**GOAL**
Filter these entries, keeping only lines that hold the word "uses".
____________
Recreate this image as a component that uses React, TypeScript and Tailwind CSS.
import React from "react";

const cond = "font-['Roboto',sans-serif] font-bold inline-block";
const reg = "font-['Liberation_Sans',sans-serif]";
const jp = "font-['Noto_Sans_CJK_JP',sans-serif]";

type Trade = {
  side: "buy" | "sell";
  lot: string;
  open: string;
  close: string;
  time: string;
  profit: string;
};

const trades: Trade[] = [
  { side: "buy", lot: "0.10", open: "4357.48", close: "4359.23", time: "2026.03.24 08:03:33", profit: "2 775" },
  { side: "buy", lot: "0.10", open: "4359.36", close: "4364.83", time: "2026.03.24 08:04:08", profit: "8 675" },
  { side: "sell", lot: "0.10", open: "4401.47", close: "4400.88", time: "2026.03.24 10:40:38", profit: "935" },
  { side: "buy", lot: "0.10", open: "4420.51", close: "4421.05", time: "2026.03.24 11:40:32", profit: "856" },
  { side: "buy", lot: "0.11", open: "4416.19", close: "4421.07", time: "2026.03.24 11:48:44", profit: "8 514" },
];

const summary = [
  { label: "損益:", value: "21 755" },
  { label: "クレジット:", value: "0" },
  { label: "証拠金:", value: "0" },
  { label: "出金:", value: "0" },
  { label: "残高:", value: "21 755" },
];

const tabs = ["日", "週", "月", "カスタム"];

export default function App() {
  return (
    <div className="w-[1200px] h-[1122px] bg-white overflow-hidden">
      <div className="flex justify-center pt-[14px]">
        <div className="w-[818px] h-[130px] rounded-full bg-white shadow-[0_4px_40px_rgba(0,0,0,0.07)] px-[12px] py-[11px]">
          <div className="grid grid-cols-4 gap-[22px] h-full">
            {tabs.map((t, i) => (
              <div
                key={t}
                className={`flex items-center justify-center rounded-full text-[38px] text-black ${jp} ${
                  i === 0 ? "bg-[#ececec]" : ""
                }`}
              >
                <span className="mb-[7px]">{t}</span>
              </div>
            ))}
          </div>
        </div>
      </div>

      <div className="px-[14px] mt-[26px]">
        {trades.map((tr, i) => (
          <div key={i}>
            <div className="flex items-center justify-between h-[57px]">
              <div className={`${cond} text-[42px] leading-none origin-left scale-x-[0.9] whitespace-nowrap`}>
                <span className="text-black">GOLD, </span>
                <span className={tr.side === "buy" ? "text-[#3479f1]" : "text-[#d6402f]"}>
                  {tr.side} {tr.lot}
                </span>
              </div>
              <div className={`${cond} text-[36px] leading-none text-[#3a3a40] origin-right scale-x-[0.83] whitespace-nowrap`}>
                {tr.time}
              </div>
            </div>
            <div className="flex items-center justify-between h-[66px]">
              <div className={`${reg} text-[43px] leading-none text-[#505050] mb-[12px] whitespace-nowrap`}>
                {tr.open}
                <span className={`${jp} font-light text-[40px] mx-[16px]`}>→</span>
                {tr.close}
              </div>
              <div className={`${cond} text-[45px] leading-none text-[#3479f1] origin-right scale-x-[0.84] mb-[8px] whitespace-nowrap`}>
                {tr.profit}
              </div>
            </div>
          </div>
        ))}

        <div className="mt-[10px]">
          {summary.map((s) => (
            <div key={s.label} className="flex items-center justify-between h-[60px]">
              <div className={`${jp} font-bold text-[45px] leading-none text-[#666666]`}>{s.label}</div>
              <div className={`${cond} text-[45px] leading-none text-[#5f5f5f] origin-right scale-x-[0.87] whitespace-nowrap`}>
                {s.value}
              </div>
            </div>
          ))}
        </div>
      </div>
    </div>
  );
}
____________
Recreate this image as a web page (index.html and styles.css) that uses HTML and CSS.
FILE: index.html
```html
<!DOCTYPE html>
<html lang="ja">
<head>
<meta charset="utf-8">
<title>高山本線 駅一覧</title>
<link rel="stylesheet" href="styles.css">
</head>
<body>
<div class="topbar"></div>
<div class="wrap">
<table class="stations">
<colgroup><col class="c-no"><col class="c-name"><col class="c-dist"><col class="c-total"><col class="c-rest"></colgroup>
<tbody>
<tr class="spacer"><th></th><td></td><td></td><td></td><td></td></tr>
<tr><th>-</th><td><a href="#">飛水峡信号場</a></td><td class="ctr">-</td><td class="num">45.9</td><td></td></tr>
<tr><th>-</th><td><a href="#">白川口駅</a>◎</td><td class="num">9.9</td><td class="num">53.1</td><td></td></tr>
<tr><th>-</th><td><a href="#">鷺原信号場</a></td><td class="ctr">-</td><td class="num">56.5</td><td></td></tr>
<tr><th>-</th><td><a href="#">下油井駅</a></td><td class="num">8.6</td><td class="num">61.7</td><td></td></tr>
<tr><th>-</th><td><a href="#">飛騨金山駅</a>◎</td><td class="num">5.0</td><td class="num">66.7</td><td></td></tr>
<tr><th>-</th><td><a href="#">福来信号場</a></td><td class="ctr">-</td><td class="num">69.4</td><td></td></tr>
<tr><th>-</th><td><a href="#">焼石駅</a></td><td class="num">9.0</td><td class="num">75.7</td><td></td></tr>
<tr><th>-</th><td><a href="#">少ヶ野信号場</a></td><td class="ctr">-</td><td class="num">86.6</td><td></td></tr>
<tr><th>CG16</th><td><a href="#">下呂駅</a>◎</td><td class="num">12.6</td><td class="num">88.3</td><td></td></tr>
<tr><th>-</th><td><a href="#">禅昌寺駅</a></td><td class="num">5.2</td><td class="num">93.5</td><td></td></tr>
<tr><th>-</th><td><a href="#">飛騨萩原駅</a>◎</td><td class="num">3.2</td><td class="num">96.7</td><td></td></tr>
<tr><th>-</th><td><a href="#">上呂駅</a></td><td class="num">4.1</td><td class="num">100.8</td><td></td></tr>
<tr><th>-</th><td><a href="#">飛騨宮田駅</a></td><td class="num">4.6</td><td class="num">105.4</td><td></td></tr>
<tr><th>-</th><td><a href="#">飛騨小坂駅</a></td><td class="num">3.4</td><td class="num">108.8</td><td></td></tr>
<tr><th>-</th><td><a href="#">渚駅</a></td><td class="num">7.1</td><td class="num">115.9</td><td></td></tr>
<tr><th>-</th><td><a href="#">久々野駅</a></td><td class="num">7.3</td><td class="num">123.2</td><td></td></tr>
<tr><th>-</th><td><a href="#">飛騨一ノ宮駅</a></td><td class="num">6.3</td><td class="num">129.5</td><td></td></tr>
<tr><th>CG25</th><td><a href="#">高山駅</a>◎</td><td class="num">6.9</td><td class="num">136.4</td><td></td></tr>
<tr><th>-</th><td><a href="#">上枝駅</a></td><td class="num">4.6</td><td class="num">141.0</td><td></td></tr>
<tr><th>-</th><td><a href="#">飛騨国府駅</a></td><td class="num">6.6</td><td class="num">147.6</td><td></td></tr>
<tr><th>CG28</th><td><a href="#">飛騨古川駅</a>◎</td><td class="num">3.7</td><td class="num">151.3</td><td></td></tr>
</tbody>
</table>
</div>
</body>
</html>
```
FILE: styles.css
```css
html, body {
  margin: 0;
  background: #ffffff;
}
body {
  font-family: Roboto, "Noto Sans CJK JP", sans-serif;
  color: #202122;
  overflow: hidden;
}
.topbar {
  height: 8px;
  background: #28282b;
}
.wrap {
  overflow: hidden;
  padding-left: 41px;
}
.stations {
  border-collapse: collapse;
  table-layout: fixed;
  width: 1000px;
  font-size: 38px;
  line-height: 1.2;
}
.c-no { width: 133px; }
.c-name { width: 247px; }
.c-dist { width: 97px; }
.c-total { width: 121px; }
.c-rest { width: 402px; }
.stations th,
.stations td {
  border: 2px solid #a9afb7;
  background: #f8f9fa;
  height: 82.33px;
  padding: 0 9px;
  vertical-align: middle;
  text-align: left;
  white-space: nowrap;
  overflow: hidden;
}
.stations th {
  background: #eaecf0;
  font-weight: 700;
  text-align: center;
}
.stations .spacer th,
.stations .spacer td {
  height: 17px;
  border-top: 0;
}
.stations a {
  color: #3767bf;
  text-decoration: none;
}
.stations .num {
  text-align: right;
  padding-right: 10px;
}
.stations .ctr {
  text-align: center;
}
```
____________
**ANSWER TO THE TASK**
Recreate this image as a component that uses React, TypeScript and Tailwind CSS.
Recreate this image as a web page (index.html and styles.css) that uses HTML and CSS.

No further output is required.